When the race becomes smaller than the life around it
At 6:14 the pool still felt colder than my body wanted it to.
Yesterday's strength session was sitting deep in my shoulders, and the first few laps felt mechanical. Heavy catch. Tight back. The usual negotiation between body and mind that happens before either one fully wakes up.
Then somewhere in the middle of the session, something shifted.
The water stopped fighting me.
The catch held longer. The glide stretched out naturally. My feet stopped feeling like dead weight behind me. Nothing dramatic from the outside. No breakthrough set. No big pace change. But inside the water, I could feel the difference immediately.
Sixty-five minutes. Heart rate steady at 108. Quiet progress.
The kind nobody sees but you.
Then the phone rang.
A friend had come off his bike on the road.
Hospital.
By the time I got there, the morning already felt different. His helmet had taken most of the impact. Road rash down one side.

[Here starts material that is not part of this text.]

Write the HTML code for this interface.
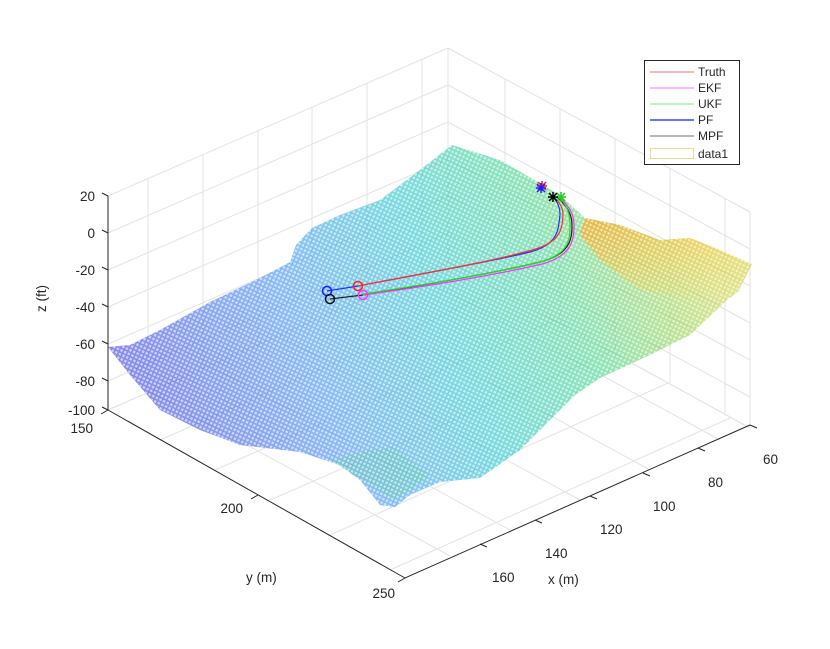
<!DOCTYPE html>
<html><head><style>
html,body{margin:0;padding:0;background:#fff;}
svg{display:block;font-family:"Liberation Sans",sans-serif;}
</style></head><body>
<svg width="830" height="649" viewBox="0 0 830 649" xmlns="http://www.w3.org/2000/svg">
<defs>
<linearGradient id="g" x1="150" y1="450" x2="700" y2="230" gradientUnits="userSpaceOnUse">
<stop offset="0" stop-color="#3b3ee0"/>
<stop offset="0.3" stop-color="#3f8cf0"/>
<stop offset="0.55" stop-color="#22c3c8"/>
<stop offset="0.75" stop-color="#40d08a"/>
<stop offset="0.9" stop-color="#90d050"/>
<stop offset="1" stop-color="#c8d040"/>
</linearGradient>
<linearGradient id="o" x1="600" y1="220" x2="650" y2="330" gradientUnits="userSpaceOnUse">
<stop offset="0" stop-color="#ffa820" stop-opacity="0.95"/>
<stop offset="0.5" stop-color="#ffc030" stop-opacity="0.6"/>
<stop offset="1" stop-color="#f8d030" stop-opacity="0"/>
</linearGradient>
<pattern id="m" width="4" height="4" patternUnits="userSpaceOnUse" patternTransform="rotate(25)">
<rect x="1.1" y="1.1" width="2.4" height="2.4" fill="#fff" fill-opacity="0.6"/>
</pattern>
</defs>
<g stroke="#e3e3e3" stroke-width="1" fill="none">
<path d="M108 196L448 48M108 233L448 85M108 270L448 122M108 307L448 159M108 344L448 196M108 381L448 233M108 410L448 262"/>
<path d="M448 48L750 212M448 85L750 249M448 122L750 286M448 159L750 323M448 196L750 360M448 233L750 397M448 262L750 428"/>
<path d="M148 179V393M203 155V369M258 131V345M312 107V321M367 83V297M422 59V273M448 48V262"/>
<path d="M505 79V293M560 109V323M615 139V353M670 169V383M725 199V413M750 212V428"/>
<path d="M108 410L448 262L750 428M160 440L500 290M215 470L555 320M270 500L610 352M330 535L668 383M390 570L730 418"/>
<path d="M150 392L450 556M210 366L510 530M280 336L580 500M350 306L650 470M420 276L720 440"/>
</g>
<g>
<path d="M108 347L130 345L160 330L210 302L260 278L290 262L296 245L312 228L340 215L380 200L420 170L452 145L500 160L560 195L585 218L620 225L660 240L690 238L720 250L752 264L738 292L727 300L690 335L650 355L600 378L575 395L540 430L520 450L480 478L440 482L410 495L395 507L380 505L360 480L340 465L300 452L240 445L200 430L160 410L130 375Z" fill="url(#g)" fill-opacity="0.62"/>
<path d="M585 218L620 225L660 240L690 238L720 250L752 264L738 292L727 300L690 300L640 290L600 260L580 235Z" fill="url(#o)" fill-opacity="0.75"/>
<path d="M330 460L370 450L395 448L410 460L430 475L410 490L395 500L370 485Z" fill="#5ad0a0" fill-opacity="0.35"/>
<path d="M108 347L130 345L160 330L210 302L260 278L290 262L296 245L312 228L340 215L380 200L420 170L452 145L500 160L560 195L585 218L620 225L660 240L690 238L720 250L752 264L738 292L727 300L690 335L650 355L600 378L575 395L540 430L520 450L480 478L440 482L410 495L395 507L380 505L360 480L340 465L300 452L240 445L200 430L160 410L130 375Z" fill="url(#m)"/>
</g>
<g fill="none" stroke-width="1.2">
<path d="M327 291L358 286C420 274 490 262 530 252C560 244 558 228 560 215C560 205 556 200 553 197" stroke="#2030ff"/>
<path d="M358 286C420 274 490 262 532 250C562 242 562 228 563 215C563 205 557 200 553 197" stroke="#ff3030"/>
<path d="M330 299L363 295C430 284 500 272 540 262C570 254 572 240 572 225C572 210 562 202 557 197" stroke="#222"/>
<path d="M363 295C430 286 500 274 542 264C572 256 574 240 574 225C574 210 564 202 560 197" stroke="#ff30ff"/>
<path d="M363 294C430 284 500 272 540 262C569 254 570 240 570 225C570 210 564 203 562 200" stroke="#20e020"/>
</g>
<g fill="none" stroke-width="1.5">
<circle cx="327" cy="291" r="4.5" stroke="#1020ff"/>
<circle cx="330" cy="299" r="4.5" stroke="#111"/>
<circle cx="358" cy="286" r="4.5" stroke="#ff2020"/>
<circle cx="363" cy="295" r="4.5" stroke="#ff30ff"/>
</g>
<g stroke-width="1.5">
<path d="M537 186l10 0M542 181l0 10M538 182l8 8M546 182l-8 8" stroke="#ff2020"/>
<path d="M536 188l10 0M541 183l0 10M537 184l8 8M545 184l-8 8" stroke="#2020ff"/>
<path d="M556 197l10 0M561 192l0 10M557 193l8 8M565 193l-8 8" stroke="#20d020"/>
<path d="M548 197l10 0M553 192l0 10M549 193l8 8M557 193l-8 8" stroke="#000"/>
</g>
<g stroke="#262626" stroke-width="1" fill="none">
<path d="M108 196V410M108 196L102 193M108 233L102 230M108 270L102 267M108 307L102 304M108 344L102 341M108 381L102 378M108 410L102 407"/>
<path d="M108 410L405 578L750 425"/>
<path d="M108 410L101 414M258 495L251 499M405 578L398 582"/>
<path d="M750 425L757 428M698 448L705 451M643 473L650 476M590 496L597 499M535 520L542 523M480 544L487 547"/>
</g>
<g font-size="13.5" fill="#262626" text-anchor="end">
<text x="95" y="201">20</text>
<text x="95" y="238">0</text>
<text x="95" y="275">-20</text>
<text x="95" y="312">-40</text>
<text x="95" y="349">-60</text>
<text x="95" y="386">-80</text>
<text x="95" y="415">-100</text>
<text x="93" y="433">150</text>
<text x="243" y="513">200</text>
<text x="395" y="598">250</text>
</g>
<g font-size="13.5" fill="#262626">
<text x="763" y="464">60</text>
<text x="708" y="487">80</text>
<text x="653" y="511">100</text>
<text x="600" y="534">120</text>
<text x="545" y="558">140</text>
<text x="492" y="582">160</text>
<text x="246" y="582">y (m)</text>
<text x="548" y="584">x (m)</text>
<text transform="translate(46,312) rotate(-90)">z (ft)</text>
</g>
<rect x="644.5" y="60.5" width="95" height="104" fill="#fff" stroke="#262626"/>
<g stroke-width="1">
<line x1="650" y1="72" x2="694" y2="72" stroke="#f07070"/>
<line x1="650" y1="88" x2="694" y2="88" stroke="#ff70ff"/>
<line x1="650" y1="104" x2="694" y2="104" stroke="#70f070"/>
<line x1="650" y1="120" x2="694" y2="120" stroke="#7070ff" stroke-width="2"/>
<line x1="650" y1="136" x2="694" y2="136" stroke="#707070"/>
</g>
<rect x="650.5" y="148.5" width="43" height="10" fill="none" stroke="#e0e090"/>
<g font-size="12" fill="#262626">
<text x="698" y="76">Truth</text>
<text x="698" y="92">EKF</text>
<text x="698" y="108">UKF</text>
<text x="698" y="124">PF</text>
<text x="698" y="140">MPF</text>
<text x="698" y="158">data1</text>
</g>
</svg>
</body></html>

Shock still sitting in his face even while he tried to act normal.
And sitting there beside him, all the small obsessions that felt important in the pool an hour earlier suddenly rearranged themselves in my head.
Power numbers.
Training load.
Split times.
Race weight.
All of it fragile.
The strange thing about endurance sport is that we spend so much time preparing the body for discomfort that we forget how quickly life can interrupt the plan entirely.
By evening I was on the turbo trainer for thirty easy minutes on MyWhoosh.
Usually I hate indoor riding.
The same wall.
The same fan noise.
No movement.
No road.
No unpredictability.
It feels like training with the soul removed from it.
Yesterday it felt different.
Boring felt safe.
And for the first time, I understood that safety itself is something athletes quietly negotiate with every single day, especially here. Every ride outside carries an agreement you never speak out loud. You trust the road will give you back to your family in one piece.
Sometimes it does.
Sometimes it doesn't.
We're 186 days from Melbourne now.
The body is improving. I can feel that clearly. The swimming proves it. But more and more, I'm realizing the race itself is no longer the hardest part.
The harder part is holding the rest of life together around it.
Protecting sleep while work expands into every corner of the day. Staying present for the people you love while still chasing something difficult and selfish and deeply personal. Managing ambition without letting it consume perspective.
My friend gets to walk home.
That feels bigger than any session I completed today.
And somewhere between the hospital chair and the indoor bike, I think that's what shifted in me more than the swim did.
The body gets stronger through training.